Menurut Uskup Ewald, narasi Air Mata Tuhan di Tangga Ledalero ini menjadi sebuah refleksi yang sangat mendalam tentang sebuah jembatan kemanusiaan yang tidak pernah lekang dalam karya perutusan putra-putra Sang Sabda, misionaris SVD yang sejati. Sukacita injili yang diwartakan, dihayati, dan dihidupi oleh seorang putra Arnoldus tidak lagi sebatas perayaan kultis liturgis, sebatas formalisme pastoral melainkan lebih dari itu, melintas batas pada sudut-sudut kemanusiaan yang terpinggirkan, terlupakan dan terinjak-injak oleh keangkuhan kekuasaan hati yang congkak. Kekuatan dan keagungan kita, menurut Uskup Ewald tidak terletak pada gelar dan jabatan, melainkan pada hati dan tindakan yang berbelarasa kemanusiaan dalam kasih Kristus sendiri.

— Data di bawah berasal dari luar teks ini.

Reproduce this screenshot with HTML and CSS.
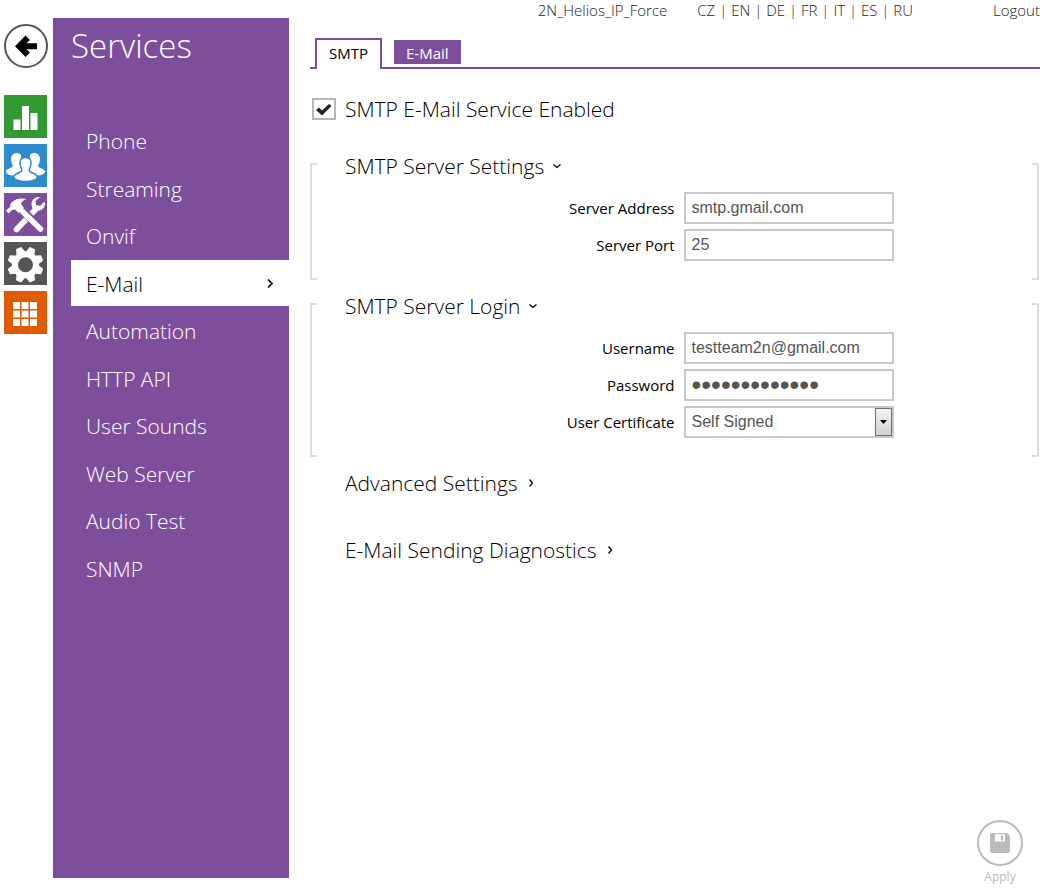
FILE: index.html
```
<!DOCTYPE html>
<html lang="en">
<head>
  <meta charset="UTF-8">
  <title>2N Helios IP Force - E-Mail</title>
  <link rel="stylesheet" href="styles.css">
</head>
<body>

<nav class="rail" aria-label="Sections">
  <a class="back" href="#" aria-label="Back">
    <svg width="44" height="44" viewBox="0 0 44 44">
      <circle cx="22" cy="22" r="21" fill="#fff" stroke="#555" stroke-width="2"/>
      <path d="M11 22.200L21.500 11.500l4.500 4.500-3.500 3.200H33v6H22.500L26 28.500 21.500 33z" fill="#000"/>
    </svg>
  </a>
  <a class="tile green" href="#" aria-label="Status">
    <svg width="43" height="43" viewBox="0 0 43 43" fill="#fff">
      <path d="M9.500 24.500h7V35h-7zM18 11h7v24h-7zM26.500 18h7v17h-7z"/>
    </svg>
  </a>
  <a class="tile blue" href="#" aria-label="Directory">
    <svg width="43" height="43" viewBox="0 0 43 43" fill="#fff">
      <path d="M13 9c-4 0-6 2.500-6 6.500 0 3 1.700 4.500 1.700 6.500 0 2.500-6.700 2.500-6.700 5.500 0 2.500 4 4 8 4h7V11c-1-1.300-2.500-2-4-2z"/>
      <path d="M30 9c4 0 6 2.500 6 6.500 0 3-1.700 4.500-1.700 6.500 0 2.500 6.700 2.500 6.700 5.500 0 2.500-4 4-8 4h-7V11c1-1.300 2.500-2 4-2z"/>
      <path d="M17 9l4.500 6L26 9v6h-9z" fill="#2e8bcd"/>
      <path d="M21.500 13.500c4 0 6 2.700 5.500 6.500-.3 3-1.800 4.500-1.800 6.500 0 2.500 8 2.700 8 6.400 0 2.800-5.700 4.600-11.700 4.600S9.800 35.700 9.800 32.900c0-3.700 8-3.900 8-6.400 0-2-1.500-3.500-1.800-6.500-.5-3.800 1.500-6.500 5.500-6.500z" stroke="#2e8bcd" stroke-width="1.500"/>
    </svg>
  </a>
  <a class="tile purple" href="#" aria-label="Services">
    <svg width="43" height="43" viewBox="0 0 43 43">
      <path d="M12.500 36.500L31 17" stroke="#fff" stroke-width="5.500" stroke-linecap="round"/>
      <path d="M40.500 8.500L36 13l-4-1-.5-4L36 4c-4-.5-8.500 2-8.500 7 0 5.500 4.500 7.500 8 6.500 4-1 6.500-5 5-9z" fill="#fff"/>
      <path d="M15 14l22.500 22" stroke="#7d4e9c" stroke-width="8"/>
      <path d="M19 19l17.500 17" stroke="#fff" stroke-width="5.500" stroke-linecap="round"/>
      <path d="M2 17.500l4-3.500c0-3 1-4.500 3.500-6C13 5 18 5 23 6c-3.500 1-5.500 2.500-6 5l3 4-5 5-4-3.500-3 .5-3.500 3.500z" fill="#fff"/>
    </svg>
  </a>
  <a class="tile grey" href="#" aria-label="System">
    <svg width="43" height="43" viewBox="0 0 43 43" fill="#fff">
      <circle cx="21.500" cy="22.700" r="13.500"/>
      <g transform="translate(21.500 22.700)">
        <path transform="rotate(22.500)" d="M-5-11l2.200-7h5.600L5-11v22l-2.200 7h-5.600L-5 11z"/>
        <path transform="rotate(67.500)" d="M-5-11l2.200-7h5.600L5-11v22l-2.200 7h-5.600L-5 11z"/>
        <path transform="rotate(112.500)" d="M-5-11l2.200-7h5.600L5-11v22l-2.200 7h-5.600L-5 11z"/>
        <path transform="rotate(157.500)" d="M-5-11l2.200-7h5.600L5-11v22l-2.200 7h-5.600L-5 11z"/>
      </g>
      <circle cx="21.500" cy="22.700" r="7.500" fill="#555"/>
    </svg>
  </a>
  <a class="tile orange" href="#" aria-label="Menu">
    <svg width="43" height="43" viewBox="0 0 43 43" fill="#fff">
      <path d="M9 11h7v7H9zM17.500 11h7v7h-7zM26 11h7v7h-7zM9 19.500h7v7H9zM17.500 19.500h7v7h-7zM26 19.500h7v7h-7zM9 28h7v7H9zM17.500 28h7v7h-7zM26 28h7v7h-7z"/>
    </svg>
  </a>
</nav>

<aside class="sidebar">
  <h1>Services</h1>
  <nav class="menu" aria-label="Services">
    <a href="#">Phone</a>
    <a href="#">Streaming</a>
    <a href="#">Onvif</a>
    <a class="active" href="#">E-Mail
      <svg width="8" height="12" viewBox="0 0 8 12"><path d="M2 1.500L6 5.500l-4 4" fill="none" stroke="#000" stroke-width="1.700"/></svg>
    </a>
    <a href="#">Automation</a>
    <a href="#">HTTP API</a>
    <a href="#">User Sounds</a>
    <a href="#">Web Server</a>
    <a href="#">Audio Test</a>
    <a href="#">SNMP</a>
  </nav>
</aside>

<main>
  <header class="topbar">
    <span>2N_Helios_IP_Force</span>
    <nav class="langs" aria-label="Language">
      <a href="#">CZ</a> | <a href="#">EN</a> | <a href="#">DE</a> | <a href="#">FR</a> | <a href="#">IT</a> | <a href="#">ES</a> | <a href="#">RU</a>
    </nav>
    <a href="#">Logout</a>
  </header>

  <nav class="tabs" aria-label="E-Mail tabs">
    <a class="tab current" href="#">SMTP</a>
    <a class="tab" href="#">E-Mail</a>
  </nav>

  <form class="settings">
    <label class="enable" for="enabled">
      <span class="checkbox">
        <input type="checkbox" id="enabled" checked>
        <svg width="24" height="22" viewBox="0 0 24 22"><path d="M4 12l3-2.500 3 3L17 6l2.500 2L10 17.500z" fill="#222"/></svg>
      </span>
      SMTP E-Mail Service Enabled
    </label>

    <section class="group">
      <div class="group-body">
        <h2><button type="button">SMTP Server Settings
          <svg width="10" height="10" viewBox="0 0 10 10"><path d="M1.500 3.500L5 6.500l3.500-3" fill="none" stroke="#000" stroke-width="1.300"/></svg>
        </button></h2>
        <div class="row">
          <label for="address">Server Address</label>
          <input type="text" id="address" value="smtp.gmail.com">
        </div>
        <div class="row">
          <label for="port">Server Port</label>
          <input type="text" id="port" value="25">
        </div>
      </div>
    </section>

    <section class="group">
      <div class="group-body">
        <h2><button type="button">SMTP Server Login
          <svg width="10" height="10" viewBox="0 0 10 10"><path d="M1.500 3.500L5 6.500l3.500-3" fill="none" stroke="#000" stroke-width="1.300"/></svg>
        </button></h2>
        <div class="row">
          <label for="username">Username</label>
          <input type="text" id="username" value="testteam2n@gmail.com">
        </div>
        <div class="row">
          <label for="password">Password</label>
          <input type="password" id="password" value="1234567890123">
        </div>
        <div class="row">
          <label for="certificate">User Certificate</label>
          <span class="select">
            <select id="certificate">
              <option>Self Signed</option>
            </select>
            <svg width="17" height="28" viewBox="0 0 17 28">
              <defs>
                <linearGradient id="face" x1="0" y1="0" x2="0" y2="1">
                  <stop offset="0" stop-color="#f4f4f4"/>
                  <stop offset="1" stop-color="#cfcfcf"/>
                </linearGradient>
              </defs>
              <rect x="0.500" y="0.500" width="16" height="27" fill="url(#face)" stroke="#707070"/>
              <path d="M5 12h7l-3.500 4z" fill="#000"/>
            </svg>
          </span>
        </div>
      </div>
    </section>

    <h2 class="closed"><button type="button">Advanced Settings
      <svg width="10" height="10" viewBox="0 0 10 10"><path d="M3.500 1.500l3 3.500-3 3.500" fill="none" stroke="#000" stroke-width="1.300"/></svg>
    </button></h2>
    <h2 class="closed"><button type="button">E-Mail Sending Diagnostics
      <svg width="10" height="10" viewBox="0 0 10 10"><path d="M3.500 1.500l3 3.500-3 3.500" fill="none" stroke="#000" stroke-width="1.300"/></svg>
    </button></h2>

    <button class="apply" type="submit" disabled>
      <svg width="46" height="46" viewBox="0 0 46 46">
        <circle cx="23" cy="23" r="22" fill="#fff" stroke="#bbb" stroke-width="2"/>
        <path d="M15 13h15l3 3v15a2 2 0 0 1-2 2H15a2 2 0 0 1-2-2V15a2 2 0 0 1 2-2z" fill="#bbb"/>
        <path d="M18 14h10v7.500H18z" fill="#fff"/>
        <path d="M24 15.500h2v5h-2z" fill="#bbb"/>
      </svg>
      Apply
    </button>
  </form>
</main>

</body>
</html>
```

FILE: styles.css
```
*, *::before, *::after {
  box-sizing: border-box;
}

body {
  display: flex;
  min-height: 100vh;
  margin: 0;
  background-color: #fff;
  color: #000;
  font-family: 'Segoe UI', 'Open Sans', sans-serif;
  font-size: 15px;
}

a {
  color: inherit;
  text-decoration: none;
}

svg {
  display: block;
}

/* icon rail */
.rail {
  display: flex;
  flex-direction: column;
  gap: 6px;
  padding: 24px 5px 0 4px;
}

.back {
  margin-bottom: 21px;
}

.tile {
  width: 43px;
  height: 43px;
}

.green { background-color: #339933; }
.blue { background-color: #2e8bcd; }
.purple { background-color: #7d4e9c; }
.grey { background-color: #555; }
.orange { background-color: #e05a00; }

/* sidebar */
.sidebar {
  width: 236px;
  flex-shrink: 0;
  margin: 18px 0 15px;
  padding-left: 18px;
  background-color: #7d4e9c;
  color: #fff;
}

.sidebar h1 {
  margin: 0 0 43px;
  font-size: 33px;
  font-weight: 300;
  line-height: 56px;
}

.menu {
  display: flex;
  flex-direction: column;
  justify-content: space-between;
  min-height: 474px;
  font-size: 21px;
  font-weight: 300;
}

.menu a {
  display: flex;
  align-items: center;
  justify-content: space-between;
  height: 46px;
  padding: 2px 15px 0;
}

.menu .active {
  background-color: #fff;
  color: #000;
}

/* content */
main {
  display: flex;
  flex: 1;
  flex-direction: column;
  padding: 0 10px 8px 21px;
}

.topbar {
  display: flex;
  justify-content: flex-end;
  color: #222;
  font-weight: 300;
  line-height: 20px;
}

.langs {
  margin: 0 80px 0 30px;
}

.tabs {
  display: flex;
  align-items: flex-start;
  gap: 12px;
  margin-top: 18px;
  padding-left: 5px;
  border-bottom: 2px solid #7d4e9c;
}

.tab {
  margin-top: 2px;
  padding: 2px 12px 0;
  background-color: #7d4e9c;
  color: #fff;
  line-height: 22px;
}

.tab.current {
  margin: 0 0 -2px;
  padding: 0 12px 2px;
  border: 2px solid #7d4e9c;
  border-bottom: none;
  background-color: #fff;
  color: #000;
  line-height: 27px;
}

.settings {
  display: flex;
  flex: 1;
  flex-direction: column;
  margin: 28px 1px 0 0;
}

.enable {
  display: flex;
  align-items: center;
  gap: 9px;
  margin: 0 0 33px 2px;
  font-size: 21px;
  font-weight: 300;
  line-height: 24px;
}

.checkbox, .select {
  display: grid;
}

.checkbox > *, .select > * {
  grid-area: 1 / 1;
}

.checkbox svg, .select svg {
  pointer-events: none;
}

.checkbox input {
  appearance: none;
  width: 24px;
  height: 22px;
  margin: 0;
  border: 2px solid #b8b8b8;
}

.checkbox input:not(:checked) + svg {
  visibility: hidden;
}

/* open groups sit between square brackets */
.group {
  display: flex;
  margin-bottom: 14px;
}

.group::before, .group::after {
  content: "";
  width: 7px;
  margin-top: 9px;
  border: 2px solid #ddd;
}

.group::before { border-right: none; }
.group::after { border-left: none; }

.group-body {
  flex: 1;
  padding-bottom: 19px;
}

h2 {
  margin: 0 0 14px 28px;
  font-size: 21px;
  font-weight: 300;
  line-height: 24px;
}

h2 button {
  display: flex;
  align-items: center;
  gap: 8px;
  padding: 0;
  border: none;
  background: none;
  color: inherit;
  font: inherit;
  cursor: pointer;
}

.closed {
  margin: 0 0 43px 35px;
}

.row {
  display: grid;
  grid-template-columns: 1fr 1fr;
  align-items: center;
}

.row + .row {
  margin-top: 5px;
}

.row label {
  text-align: right;
}

.row input, .row select {
  width: 210px;
  height: 32px;
  padding: 0 6px;
  border: 2px solid #c8c8c8;
  border-radius: 0;
  background-color: #fff;
  color: #555;
  font-family: 'Liberation Sans', Arial, sans-serif;
  font-size: 16px;
}

.row input, .select {
  margin-left: 9px;
}

.row input[type="password"] {
  font-size: 28px;
}

.select {
  width: 210px;
}

.select select {
  appearance: none;
  padding-bottom: 2px;
}

.select svg {
  align-self: center;
  justify-self: end;
  margin-right: 2px;
}

.apply {
  display: flex;
  flex-direction: column;
  align-items: center;
  align-self: flex-end;
  gap: 2px;
  margin: auto 16px 0 0;
  padding: 0;
  border: none;
  background: none;
  color: #bbb;
  font-family: inherit;
  font-size: 12px;
  line-height: 17px;
}
```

Lebih lanjut Uskup yang murah senyum ini menegaskan bahwa sebagai orang yang terpanggil, kita dipanggil untuk menghayati kesempurnaan cinta kristiani dalam corak hidup kita masing-masing. Kasih kita hendaknya terarah kepada persatuan dengan Bapa, Putra, dan Roh Kudus agar semua orang bersatu dan supaya dunia percaya pada kekuatan belas kasih dan kerahiman Ilahi. Oleh karena itu, beliau mengajak calon diakon untuk senantiasa hidup dalam belas kasih dan kerahiman Tritunggal Mahakudus di tengah dunia saat ini dengan segala tantangannya.

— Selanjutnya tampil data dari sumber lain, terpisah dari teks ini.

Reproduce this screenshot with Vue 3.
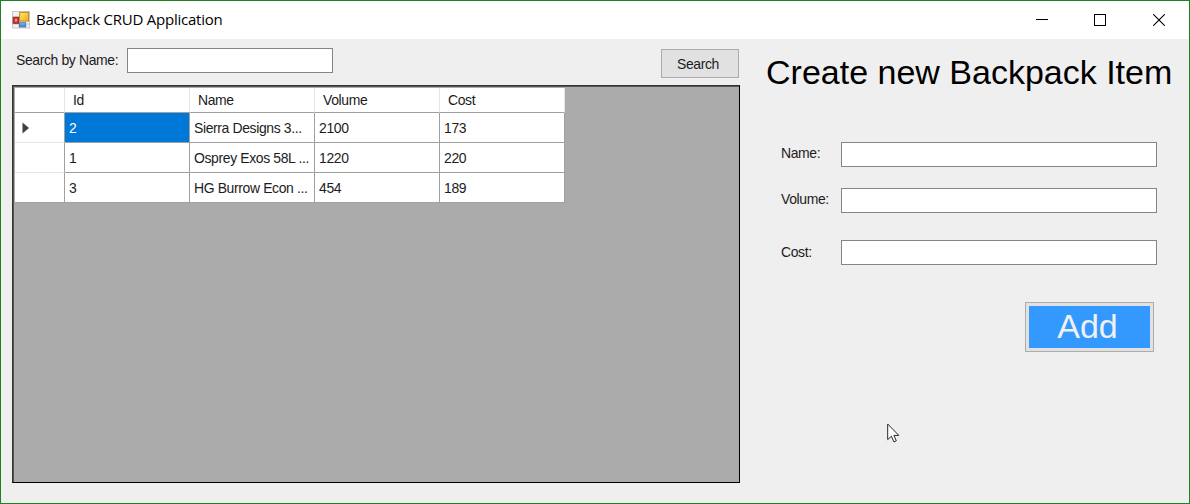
<script setup>
import { ref } from 'vue'

const query = ref('')
const columns = ['Id', 'Name', 'Volume', 'Cost']
const items = [
  { id: 2, name: 'Sierra Designs 3...', volume: 2100, cost: 173 },
  { id: 1, name: 'Osprey Exos 58L ...', volume: 1220, cost: 220 },
  { id: 3, name: 'HG Burrow Econ ...', volume: 454, cost: 189 },
]
const form = ref({ name: '', volume: '', cost: '' })
</script>

<template>
  <div class="window">
    <header class="titlebar">
      <svg class="app-icon" width="18" height="18" viewBox="0 0 18 18">
        <defs>
          <linearGradient id="gold" x1="0" y1="0" x2="1" y2="1">
            <stop offset="0" stop-color="#ffe480" /><stop offset="1" stop-color="#eeae10" />
          </linearGradient>
          <linearGradient id="blue" x1="0" y1="0" x2="0" y2="1">
            <stop offset="0" stop-color="#8dbdf5" /><stop offset="1" stop-color="#3674cf" />
          </linearGradient>
        </defs>
        <rect x=".5" y=".5" width="17" height="16.5" fill="#f1f1f1" stroke="#c8c8c8" />
        <path d="M1 6H7M1 13H17M7 13V17M14 13V17" stroke="#c4c4c4" fill="none" />
        <rect x="1.2" y="6.3" width="5.4" height="6" fill="#c93a35" stroke="#9d2220" />
        <rect x="3" y="8" width="2" height="2.4" fill="#ee9b91" />
        <rect x="7.6" y="1.3" width="9" height="8.8" fill="url(#gold)" stroke="#b88a20" />
        <rect x="7.5" y="11.7" width="6" height="4.2" fill="url(#blue)" stroke="#4b7cc4" />
      </svg>
      <span class="title">Backpack CRUD Application</span>
      <div class="controls">
        <svg width="12" height="12" viewBox="0 0 12 12"><path d="M0 5.5H12" stroke="#000" /></svg>
        <svg width="12" height="12" viewBox="0 0 12 12"><rect x=".5" y=".5" width="11" height="11" fill="none" stroke="#000" /></svg>
        <svg class="close" width="12" height="12" viewBox="0 0 12 12"><path d="M.3 .3L11.7 11.7M11.7 .3L.3 11.7" stroke="#000" stroke-width="1.1" /></svg>
      </div>
    </header>

    <main class="body">
      <section class="left">
        <div class="search-row">
          <label class="search-label"><span class="t">Search by Name:</span></label>
          <input v-model="query" class="search-input" />
          <button class="search-btn"><span class="t">Search</span></button>
        </div>
        <div class="grid">
          <div class="row head">
            <div class="cell marker"></div>
            <div v-for="c in columns" :key="c" class="cell"><span class="t">{{ c }}</span></div>
          </div>
          <div v-for="(item, i) in items" :key="item.id" class="row">
            <div class="cell marker">
              <svg v-if="i === 0" width="8" height="12" viewBox="0 0 8 12"><path d="M.5 .5L7 6L.5 11.5Z" fill="#404040" /></svg>
            </div>
            <div class="cell" :class="{ selected: i === 0 }"><span class="t">{{ item.id }}</span></div>
            <div class="cell"><span class="t">{{ item.name }}</span></div>
            <div class="cell"><span class="t">{{ item.volume }}</span></div>
            <div class="cell"><span class="t">{{ item.cost }}</span></div>
          </div>
        </div>
      </section>

      <section class="right">
        <h1>Create new Backpack Item</h1>
        <div class="field f-name"><label><span class="t">Name:</span></label><input v-model="form.name" /></div>
        <div class="field f-volume"><label><span class="t">Volume:</span></label><input v-model="form.volume" /></div>
        <div class="field f-cost"><label><span class="t">Cost:</span></label><input v-model="form.cost" /></div>
        <button class="add-btn">Add</button>
      </section>
    </main>

    <svg class="cursor" width="13" height="20" viewBox="0 0 13 20">
      <path d="M.7 1V16.6L4.4 13.2L6.9 18.9L9.3 17.8L6.9 12.4H11.8Z" fill="#fff" stroke="#25252d" stroke-width="1" />
    </svg>
  </div>
</template>

<style>
body { margin: 0; overflow: hidden; }
</style>

<style scoped>
* { box-sizing: border-box; }
.window {
  position: relative;
  width: 1190px;
  height: 504px;
  border: 1px solid #228022;
  background: #efefef;
  display: flex;
  flex-direction: column;
  font: 15px/18px "Liberation Sans", Arial, sans-serif;
  color: #1c1c1c;
  letter-spacing: -0.4px;
  white-space: nowrap;
}
.t { display: inline-block; transform: scaleX(0.93); transform-origin: 0 50%; }
.titlebar {
  height: 38px;
  flex: none;
  display: flex;
  align-items: center;
  padding: 0 24px 0 11px;
  background: #fff;
}
.title {
  margin: -2px 0 0 6px;
  font: 15px/20px "Open Sans", "Noto Sans", sans-serif;
  letter-spacing: -0.23px;
  color: #000;
}
.controls { margin-left: auto; display: flex; gap: 46px; }
.controls svg { display: block; }
.controls .close { margin-left: 1px; }
.body { display: flex; flex: 1; }
.left { width: 728px; margin-left: 11px; flex: none; }
.search-row { display: flex; height: 46px; align-items: flex-start; }
.search-label { width: 111px; margin-left: 4px; padding-top: 12px; }
input {
  height: 25px;
  border: 1px solid #858585;
  background: #fff;
  padding: 2px 4px;
  margin: 0;
  border-radius: 0;
  outline: none;
  font: inherit;
}
.search-input { width: 206px; margin-top: 9px; }
button { font: inherit; letter-spacing: inherit; color: inherit; padding: 0; border-radius: 0; }
.search-btn {
  width: 78px;
  height: 29px;
  margin: 10px 1px 0 auto;
  border: 1px solid #adadad;
  background: #e1e1e1;
  text-align: left;
  padding-left: 15px;
}
.grid {
  height: 398px;
  border: 1px solid #333;
  border-right-color: #000;
  border-bottom-color: #000;
  box-shadow: inset 1px 1px #555;
  background: #ababab;
  padding: 2px 0 0 2px;
}
.row {
  display: grid;
  grid-template-columns: 50px 125px 125px 125px 125px;
  grid-template-rows: 100%;
  width: 550px;
  height: 30px;
}
.row.head { height: 25px; }
.cell {
  padding-left: 4px;
  line-height: 29px;
  background: #fff;
  border-right: 1px solid #a0a0a0;
  border-bottom: 1px solid #a0a0a0;
}
.head .cell { padding-left: 8px; line-height: 24px; border-right-color: #e5e5e5; }
.cell.marker { border-bottom-color: #e5e5e5; padding: 9px 0 0 7px; line-height: 0; }
.head .cell.marker { border-bottom-color: #a0a0a0; }
.row:last-child .marker { border-bottom-color: #a0a0a0; }
.cell.selected { background: #0078d7; color: #fff; }
.right { flex: 1; display: flex; flex-direction: column; }
h1 {
  margin: 13px 0 0 26px;
  height: 41px;
  font: 34px/40px "Liberation Sans", Arial, sans-serif;
  letter-spacing: 0;
  color: #000;
}
.field { display: flex; height: 25px; margin-left: 41px; }
.field label { width: 60px; padding-top: 2px; }
.f-cost label { padding-top: 3px; }
.field input { width: 316px; }
.f-name { margin-top: 49px; }
.f-volume { margin-top: 21px; }
.f-cost { margin-top: 27px; }
.add-btn {
  width: 129px;
  height: 50px;
  margin: 37px 0 0 285px;
  border: 1px solid #adadad;
  background: #3399ff;
  box-shadow: inset 0 0 0 3px #e1e1e1;
  color: #f0f0f0;
  font-size: 34px;
  line-height: 46px;
  letter-spacing: 0;
  padding: 0 4px 2px 0;
}
.cursor { position: absolute; left: 886px; top: 422px; }
</style>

Pada bagian lain amanatnya, Uskup Ewald mengajak para calon diakon untuk meneladani Stefanus Martir. “Telada Stefanus Martir menghentakkan kita untuk keluar dari zona nyaman dan zona mapan pada sebuah zona penuh risiko, ketika pelayanan dan pewartaan kita, harus teguh dan kokoh, kuat dalam cinta dan pengharapan di dalam Kristus sendiri”,  ungkapnya. Menurut beliau, teladan yang patut ditiru dari Stefanus Martir adalah bahwa dia tidak memperjuangkan kekerasan untuk melawan kekerasan, melainkan melawan kekerasan dengan kelembutan. Kelembutan  Stefanus itulah jalan martir yang sesungguhnya.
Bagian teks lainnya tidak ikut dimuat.